Es dauerte jedoch nicht lange, dann kamen auch die schärfsten Kritiker nicht mehr um den Laden herum. Ob schwul oder lesbisch, wer dabei sein wollte, musste ins „Andere Ufer“, sogar Michel Foucault wurde dort gesichtet. In den 80er-Jahren wurde das „Andere Ufer“ endgültig zur Institution, gepriesen in sämtlichen Touristenführern. Der Schöneberger Schwulenkiez nutzte das Lokal als Wohnzimmer, hier konnte man sich auch mal vier Stunden an einem Milchkaffee festhalten. Das Schwuz war damals noch gleich um die Ecke, das „Andere Ufer“ der ideale Platz zum „Warm-up“. Langweilig wurde es nie, die Inneneinrichtung wechselte regelmäßig, das Lokal diente außerdem als Austellungsort. Der Künstler Salomé hat dort ausgestellt, lange bevor er bekannt wurde. Geschafft hatten das die wahren Heroes des Pionierladens, die Gründer und Besitzer Gerhard Hoffmann und Reinhard von der Marwitz, Letzterer verstarb in den 90ern an Aids. Die beiden aus München Zugereisten engagierten sich früh in der Schwulenbewegung. Tausendsassa Gerhard Hoffmann war schon vor seiner Karriere als Wirt recht aktiv: Der gelernte Politologe war unter anderem Mitbegründer der Schwuchtel, der ersten schwulenpolitischen Zeitschrift der Bundesrepublik. Hier wurde auch das „Rosa-Winkel-Abzeichen“ hergestellt und international vertrieben, das zum ersten Symbol der neuen Schwulenbewegung wurde. Ansonsten war er Lehrbeauftragter an der FU Berlin, hat einen Lyrikband veröffentlicht, in Filmen von Ulrike Ottinger mitgespielt und den „Albino-Verlag“ mitbegründet. Jetzt ist er viel in Schweden, den Laden hat Hoffmann 1998 an Markus Sambeth verkauft, man munkelt, äußerst gewinnbringend. Vielleicht war Hoffmanns Name wahrhaftig untrennbar mit dem „Anderen Ufer“ verbunden.
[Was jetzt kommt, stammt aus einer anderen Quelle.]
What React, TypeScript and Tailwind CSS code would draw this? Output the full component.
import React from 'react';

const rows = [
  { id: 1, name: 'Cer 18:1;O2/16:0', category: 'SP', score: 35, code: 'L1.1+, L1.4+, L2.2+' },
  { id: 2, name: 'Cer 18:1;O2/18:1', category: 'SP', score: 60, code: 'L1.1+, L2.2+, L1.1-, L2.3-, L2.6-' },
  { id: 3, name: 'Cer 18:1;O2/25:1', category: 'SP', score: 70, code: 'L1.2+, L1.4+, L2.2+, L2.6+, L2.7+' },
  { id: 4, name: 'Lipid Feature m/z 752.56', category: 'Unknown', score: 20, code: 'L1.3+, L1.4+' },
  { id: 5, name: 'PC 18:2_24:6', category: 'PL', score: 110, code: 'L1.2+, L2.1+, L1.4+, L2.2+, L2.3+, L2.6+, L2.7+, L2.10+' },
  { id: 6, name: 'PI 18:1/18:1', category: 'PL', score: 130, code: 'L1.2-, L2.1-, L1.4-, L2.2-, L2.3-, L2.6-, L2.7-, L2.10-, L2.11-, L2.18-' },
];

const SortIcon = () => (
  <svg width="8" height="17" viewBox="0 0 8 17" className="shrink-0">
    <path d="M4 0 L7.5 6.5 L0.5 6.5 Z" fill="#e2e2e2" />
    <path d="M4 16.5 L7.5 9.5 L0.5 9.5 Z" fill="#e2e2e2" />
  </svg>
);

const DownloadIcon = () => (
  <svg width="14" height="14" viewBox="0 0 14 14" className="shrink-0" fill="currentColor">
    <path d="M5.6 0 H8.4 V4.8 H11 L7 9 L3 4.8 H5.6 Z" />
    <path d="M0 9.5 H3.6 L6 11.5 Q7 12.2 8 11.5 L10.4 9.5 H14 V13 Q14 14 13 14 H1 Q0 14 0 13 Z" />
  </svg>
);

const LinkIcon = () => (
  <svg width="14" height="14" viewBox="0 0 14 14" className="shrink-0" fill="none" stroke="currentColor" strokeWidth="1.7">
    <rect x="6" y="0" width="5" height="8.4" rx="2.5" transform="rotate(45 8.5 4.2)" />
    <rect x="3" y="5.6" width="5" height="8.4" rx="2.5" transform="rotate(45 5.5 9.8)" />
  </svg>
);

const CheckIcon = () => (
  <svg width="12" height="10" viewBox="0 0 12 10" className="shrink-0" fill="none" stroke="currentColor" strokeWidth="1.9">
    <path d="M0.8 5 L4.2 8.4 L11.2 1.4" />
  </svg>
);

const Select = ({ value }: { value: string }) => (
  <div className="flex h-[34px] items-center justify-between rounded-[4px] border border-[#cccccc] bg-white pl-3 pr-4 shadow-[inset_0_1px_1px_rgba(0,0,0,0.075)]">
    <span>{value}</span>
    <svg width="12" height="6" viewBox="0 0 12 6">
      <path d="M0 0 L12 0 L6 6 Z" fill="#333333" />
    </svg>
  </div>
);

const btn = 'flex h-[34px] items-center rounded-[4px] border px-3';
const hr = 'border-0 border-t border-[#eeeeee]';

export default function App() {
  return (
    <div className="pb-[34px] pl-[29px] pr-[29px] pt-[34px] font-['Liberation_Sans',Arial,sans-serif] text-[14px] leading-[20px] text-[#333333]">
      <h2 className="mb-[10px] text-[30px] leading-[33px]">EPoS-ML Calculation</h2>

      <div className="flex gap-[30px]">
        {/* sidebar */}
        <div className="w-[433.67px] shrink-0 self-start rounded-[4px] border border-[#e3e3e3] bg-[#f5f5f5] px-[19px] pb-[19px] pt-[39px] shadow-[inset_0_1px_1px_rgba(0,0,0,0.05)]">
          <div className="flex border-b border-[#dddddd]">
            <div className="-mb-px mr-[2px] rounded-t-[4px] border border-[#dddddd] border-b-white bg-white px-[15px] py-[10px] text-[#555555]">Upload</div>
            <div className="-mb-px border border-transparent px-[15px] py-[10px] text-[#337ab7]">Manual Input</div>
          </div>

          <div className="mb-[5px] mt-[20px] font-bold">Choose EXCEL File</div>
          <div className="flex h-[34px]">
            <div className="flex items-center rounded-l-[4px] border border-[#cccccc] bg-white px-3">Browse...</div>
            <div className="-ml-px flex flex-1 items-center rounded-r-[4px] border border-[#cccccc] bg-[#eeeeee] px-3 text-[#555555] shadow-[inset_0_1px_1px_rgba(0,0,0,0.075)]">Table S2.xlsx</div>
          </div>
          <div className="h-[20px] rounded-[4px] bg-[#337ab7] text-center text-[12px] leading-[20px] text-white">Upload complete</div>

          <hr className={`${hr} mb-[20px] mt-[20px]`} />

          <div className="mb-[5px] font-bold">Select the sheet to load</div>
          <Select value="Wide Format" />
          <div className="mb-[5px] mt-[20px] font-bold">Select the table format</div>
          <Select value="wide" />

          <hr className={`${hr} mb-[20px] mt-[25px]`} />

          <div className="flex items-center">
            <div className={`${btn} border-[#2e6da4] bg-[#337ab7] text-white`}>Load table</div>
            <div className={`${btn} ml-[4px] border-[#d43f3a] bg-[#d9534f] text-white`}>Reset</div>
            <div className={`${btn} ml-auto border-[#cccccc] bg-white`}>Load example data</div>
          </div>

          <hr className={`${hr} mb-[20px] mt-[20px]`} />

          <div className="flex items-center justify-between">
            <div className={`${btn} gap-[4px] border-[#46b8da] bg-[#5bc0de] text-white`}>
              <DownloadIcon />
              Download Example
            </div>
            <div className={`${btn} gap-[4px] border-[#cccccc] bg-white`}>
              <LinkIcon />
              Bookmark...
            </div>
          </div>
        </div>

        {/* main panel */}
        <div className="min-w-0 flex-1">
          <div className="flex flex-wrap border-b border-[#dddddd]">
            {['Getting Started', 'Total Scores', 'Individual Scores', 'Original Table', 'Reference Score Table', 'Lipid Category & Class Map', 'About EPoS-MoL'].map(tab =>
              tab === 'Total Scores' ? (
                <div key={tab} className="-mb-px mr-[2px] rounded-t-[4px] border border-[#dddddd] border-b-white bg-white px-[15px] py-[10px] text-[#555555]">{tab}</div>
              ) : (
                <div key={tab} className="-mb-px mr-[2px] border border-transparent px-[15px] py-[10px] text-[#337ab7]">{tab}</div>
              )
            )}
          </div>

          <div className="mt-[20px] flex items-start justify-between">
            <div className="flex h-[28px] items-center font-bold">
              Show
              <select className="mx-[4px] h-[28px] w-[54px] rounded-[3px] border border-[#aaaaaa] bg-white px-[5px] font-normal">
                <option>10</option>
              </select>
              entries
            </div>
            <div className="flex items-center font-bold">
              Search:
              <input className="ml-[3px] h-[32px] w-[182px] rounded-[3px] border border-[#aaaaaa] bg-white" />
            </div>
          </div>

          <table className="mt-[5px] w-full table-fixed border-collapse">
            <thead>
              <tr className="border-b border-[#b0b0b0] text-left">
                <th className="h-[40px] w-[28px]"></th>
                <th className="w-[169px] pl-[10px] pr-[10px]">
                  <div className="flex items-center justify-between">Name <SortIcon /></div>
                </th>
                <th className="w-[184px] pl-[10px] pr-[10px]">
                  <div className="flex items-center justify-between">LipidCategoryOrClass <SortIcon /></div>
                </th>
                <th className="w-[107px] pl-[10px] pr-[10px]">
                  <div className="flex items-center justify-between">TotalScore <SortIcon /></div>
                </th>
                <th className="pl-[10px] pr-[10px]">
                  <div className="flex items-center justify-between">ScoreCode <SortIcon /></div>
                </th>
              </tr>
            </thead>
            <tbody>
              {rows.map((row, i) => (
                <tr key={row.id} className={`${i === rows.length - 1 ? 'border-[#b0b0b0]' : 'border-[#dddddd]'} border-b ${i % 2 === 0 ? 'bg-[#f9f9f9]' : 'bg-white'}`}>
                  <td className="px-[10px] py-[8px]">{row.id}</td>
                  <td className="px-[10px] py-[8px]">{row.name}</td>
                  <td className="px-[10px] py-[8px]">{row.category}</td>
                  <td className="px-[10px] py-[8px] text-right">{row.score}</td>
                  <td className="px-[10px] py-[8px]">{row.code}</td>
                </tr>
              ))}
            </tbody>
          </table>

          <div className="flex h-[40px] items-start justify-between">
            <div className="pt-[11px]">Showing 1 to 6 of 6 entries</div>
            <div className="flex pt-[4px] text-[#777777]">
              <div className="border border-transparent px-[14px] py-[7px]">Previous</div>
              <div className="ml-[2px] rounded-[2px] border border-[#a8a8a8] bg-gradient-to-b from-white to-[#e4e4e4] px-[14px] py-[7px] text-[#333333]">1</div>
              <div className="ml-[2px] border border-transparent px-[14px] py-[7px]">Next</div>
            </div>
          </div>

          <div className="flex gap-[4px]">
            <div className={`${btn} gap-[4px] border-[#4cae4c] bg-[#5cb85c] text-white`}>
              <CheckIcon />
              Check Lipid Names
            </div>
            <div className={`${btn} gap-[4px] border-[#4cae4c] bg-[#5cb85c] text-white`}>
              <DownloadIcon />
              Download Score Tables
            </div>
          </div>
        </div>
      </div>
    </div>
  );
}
Die goldenen Zeiten des Ladens waren allerdings schon in den 90ern vorbei, nur die altgediente Stammkundschaft hielt noch lange die Treue. Junge Schwule und Lesben sind es mittlerweile gewohnt, ihren Kaffee in der Öffentlichkeit zu trinken, das „Andere Ufer“ ist für sie nichts besonderes mehr. Außerdem ist der Ostteil der Stadt inwischen interessanter als die Schöneberger Hauptstraße. Viele aus der alten Generation werden traurig sein, aber hingegangen ist auch keiner mehr.